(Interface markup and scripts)
START
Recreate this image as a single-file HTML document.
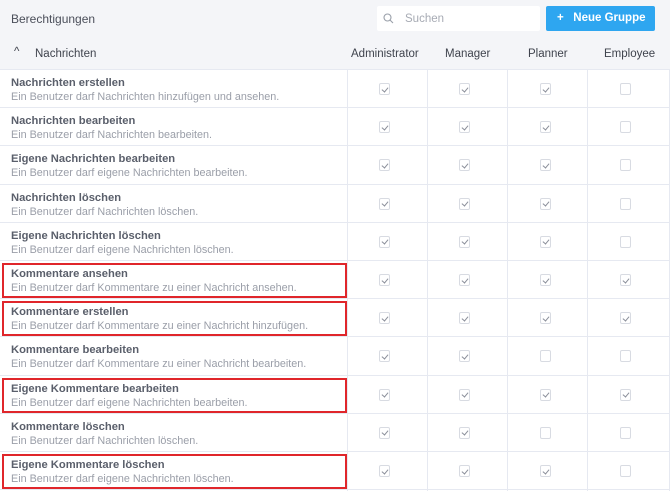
<!DOCTYPE html>
<html><head><meta charset="utf-8"><style>
*{box-sizing:border-box;margin:0;padding:0}
body{width:670px;height:491px;background:#fff;font-family:"Liberation Sans",sans-serif;position:relative;overflow:hidden}
.top{position:absolute;left:0;top:0;width:670px;height:36px;background:#f4f5f8}
.top .t{position:absolute;left:11px;top:12px;font-size:12px;color:#4b4f5a}
.search{position:absolute;left:377px;top:6px;width:163px;height:25px;background:#fff;border-radius:2px}
.search span{position:absolute;left:28px;top:7px;font-size:11.5px;color:#a7abb4}
.btn{position:absolute;left:546px;top:6px;width:109px;height:25px;background:#2ea6f0;border-radius:2px;color:#fff;font-size:11.5px;font-weight:bold}
.btn span{position:absolute;left:11px;top:6px;white-space:nowrap}
.hdr{position:absolute;left:0;top:36px;width:670px;height:34px;background:#f4f5f8;border-bottom:1px solid #e6e9f1}
.hdr div{position:absolute;top:12px;font-size:11.5px;color:#3f434d}
.row{position:absolute;left:0;width:670px;border-bottom:1px solid #e6e9f1;background:#fff}
.row .a{position:absolute;left:11px;top:7px;font-size:11.2px;font-weight:bold;color:#5a5f6b;white-space:nowrap}
.row .b{position:absolute;left:11px;top:21px;font-size:10.8px;color:#9a9ea8;white-space:nowrap}
.vl{position:absolute;top:70px;height:421px;width:1px;background:#e6e9f1}
.cb{position:absolute;width:11px;height:12px;border:1px solid #d8dbe2;border-radius:2px;background:#fff}
.cb.c::after{content:"";position:absolute;left:3px;top:1.5px;width:3px;height:5px;border-right:1px solid #8a8e99;border-bottom:1px solid #8a8e99;transform:rotate(40deg)}
.red{position:absolute;left:2px;width:345px;border:2px solid #e0262b}
</style></head><body>
<div class="top"><div class="t">Berechtigungen</div>
<div class="search"><svg style="position:absolute;left:6px;top:7px" width="11" height="11" viewBox="0 0 11 11"><circle cx="4.5" cy="4.5" r="3.5" fill="none" stroke="#9aa0aa" stroke-width="1.1"/><line x1="7" y1="7" x2="10" y2="10" stroke="#9aa0aa" stroke-width="1.1"/></svg><span>Suchen</span></div>
<div class="btn"><span>+&nbsp;&nbsp; Neue Gruppe</span></div></div>
<div class="hdr">
<div style="left:14px;top:10px">^</div><div style="left:35px">Nachrichten</div>
<div style="left:351px">Administrator</div><div style="left:445px">Manager</div><div style="left:528px">Planner</div><div style="left:604px">Employee</div>
</div>
<div id="rows"></div>
<script>
var d=[["Nachrichten erstellen","Ein Benutzer darf Nachrichten hinzufügen und ansehen.","1110"],
["Nachrichten bearbeiten","Ein Benutzer darf Nachrichten bearbeiten.","1110"],
["Eigene Nachrichten bearbeiten","Ein Benutzer darf eigene Nachrichten bearbeiten.","1110"],
["Nachrichten löschen","Ein Benutzer darf Nachrichten löschen.","1110"],
["Eigene Nachrichten löschen","Ein Benutzer darf eigene Nachrichten löschen.","1110"],
["Kommentare ansehen","Ein Benutzer darf Kommentare zu einer Nachricht ansehen.","1111"],
["Kommentare erstellen","Ein Benutzer darf Kommentare zu einer Nachricht hinzufügen.","1111"],
["Kommentare bearbeiten","Ein Benutzer darf Kommentare zu einer Nachricht bearbeiten.","1100"],
["Eigene Kommentare bearbeiten","Ein Benutzer darf eigene Nachrichten bearbeiten.","1111"],
["Kommentare löschen","Ein Benutzer darf Nachrichten löschen.","1100"],
["Eigene Kommentare löschen","Ein Benutzer darf eigene Nachrichten löschen.","1110"]];
var red=[5,6,8,10],cx=[385,465,546,626],h="";
for(var i=0;i<11;i++){var t=70+i*38.2;
h+='<div class="row" style="top:'+t+'px;height:38.2px"><div class="a">'+d[i][0]+'</div><div class="b">'+d[i][1]+'</div></div>';
for(var j=0;j<4;j++)h+='<div class="cb'+(d[i][2][j]=="1"?" c":"")+'" style="left:'+(cx[j]-6)+'px;top:'+(t+13)+'px"></div>';
if(red.indexOf(i)>=0)h+='<div class="red" style="top:'+(t+2)+'px;height:'+35+'px"></div>';}
[347,427,507,587,669].forEach(function(x){h+='<div class="vl" style="left:'+x+'px"></div>'});
document.getElementById("rows").innerHTML=h;
</script>
</body></html>
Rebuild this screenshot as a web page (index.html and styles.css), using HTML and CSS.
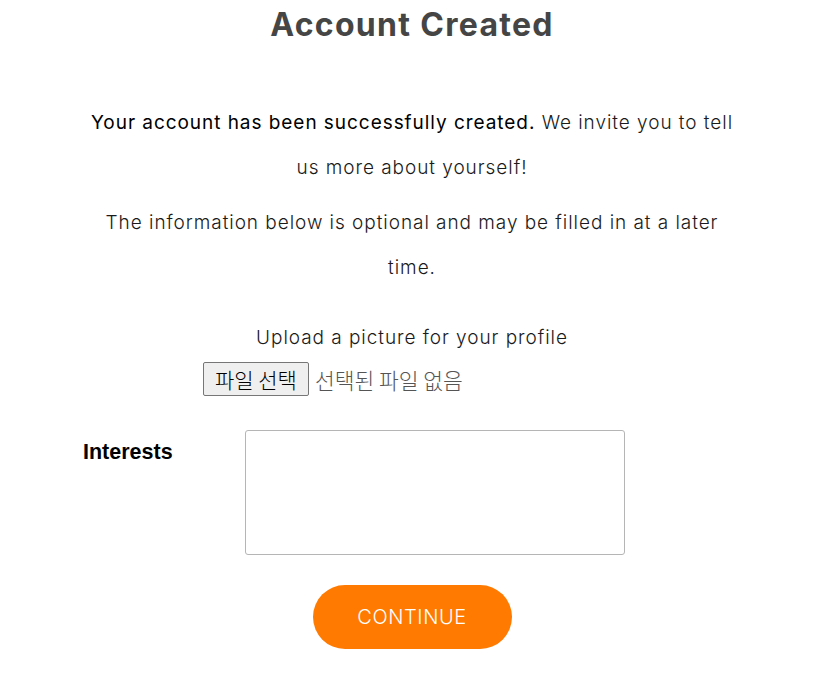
FILE: index.html
```html
<!DOCTYPE html>
<html lang="en">
<head>
<meta charset="utf-8">
<title>Account Created</title>
<link rel="stylesheet" href="styles.css">
</head>
<body>
<main class="page">
  <h1 class="title">Account Created</h1>
  <section class="intro">
    <p class="intro-text"><span class="strong">Your account has been successfully created.</span> We invite you to tell<br>us more about yourself!</p>
    <p class="intro-text">The information below is optional and may be filled in at a later<br>time.</p>
  </section>
  <form class="profile-form">
    <div class="upload">
      <label class="upload-label">Upload a picture for your profile</label>
      <div class="file-row">
        <button type="button" class="file-btn">파일 선택</button>
        <span class="file-status">선택된 파일 없음</span>
      </div>
    </div>
    <div class="field-row">
      <label class="field-label" for="interests">Interests</label>
      <textarea id="interests" class="field-input"></textarea>
    </div>
    <div class="actions">
      <button type="button" class="continue-btn">CONTINUE</button>
    </div>
  </form>
</main>
</body>
</html>
```

FILE: styles.css
```css
html, body {
  margin: 0;
  padding: 0;
  background: #ffffff;
}

.page {
  width: 824px;
  font-family: "Inter", "Noto Sans", sans-serif;
  color: #1a1a1a;
}

.title {
  margin: 0;
  padding-top: 5px;
  text-align: center;
  font-size: 32px;
  line-height: 40px;
  font-weight: 700;
  letter-spacing: 1.3px;
  color: #454545;
}

.intro {
  margin-top: 55px;
  display: flex;
  flex-direction: column;
  gap: 10px;
}

.intro-text {
  margin: 0;
  text-align: center;
  font-size: 19px;
  line-height: 45px;
  font-weight: 300;
  letter-spacing: 0.95px;
  white-space: nowrap;
}

.strong {
  font-weight: 400;
  color: #000;
}

.profile-form {
  margin-top: 35px;
  display: flex;
  flex-direction: column;
}

.upload {
  display: flex;
  flex-direction: column;
  align-items: center;
}

.upload-label {
  font-size: 19px;
  line-height: 26px;
  font-weight: 300;
  letter-spacing: 0.95px;
}

.file-row {
  margin-top: 11px;
  align-self: flex-start;
  margin-left: 203px;
  display: flex;
  align-items: center;
  gap: 6px;
  font-family: "Noto Sans CJK KR", sans-serif;
}

.file-btn {
  height: 34px;
  padding: 0 11px;
  background: #efefef;
  border: 1px solid #767676;
  border-radius: 2px;
  font-family: "Noto Sans CJK KR", sans-serif;
  font-size: 21px;
  font-weight: 300;
  line-height: 1;
  color: #000;
}

.file-status {
  font-size: 21.5px;
  font-weight: 300;
  color: #555;
}

.field-row {
  margin-top: 34px;
  display: flex;
  align-items: flex-start;
}

.field-label {
  width: 162px;
  padding-left: 83px;
  padding-top: 10px;
  font-family: "Liberation Sans", Arial, sans-serif;
  font-weight: 700;
  font-size: 21.5px;
  color: #000;
}

.field-input {
  box-sizing: border-box;
  width: 380px;
  height: 125px;
  border: 1px solid #b5b5b5;
  border-radius: 3px;
  resize: none;
  margin: 0;
}

.actions {
  margin-top: 30px;
  display: flex;
  justify-content: center;
}

.continue-btn {
  width: 199px;
  height: 64px;
  border: none;
  border-radius: 32px;
  background: #ff7a00;
  color: #ffffff;
  font-family: "Inter", sans-serif;
  font-weight: 300;
  font-size: 20px;
  letter-spacing: 0.6px;
}
```
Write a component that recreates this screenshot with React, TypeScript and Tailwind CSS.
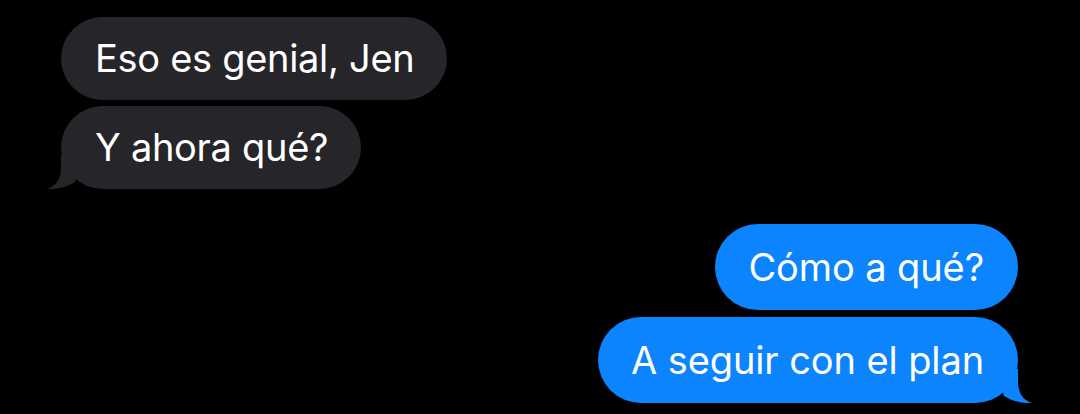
END
Exercise details = Copy all lines from the material that contain "this".

Solution =
Recreate this image as a single-file HTML document.
Rebuild this screenshot as a web page (index.html and styles.css), using HTML and CSS.
Write a component that recreates this screenshot with React, TypeScript and Tailwind CSS.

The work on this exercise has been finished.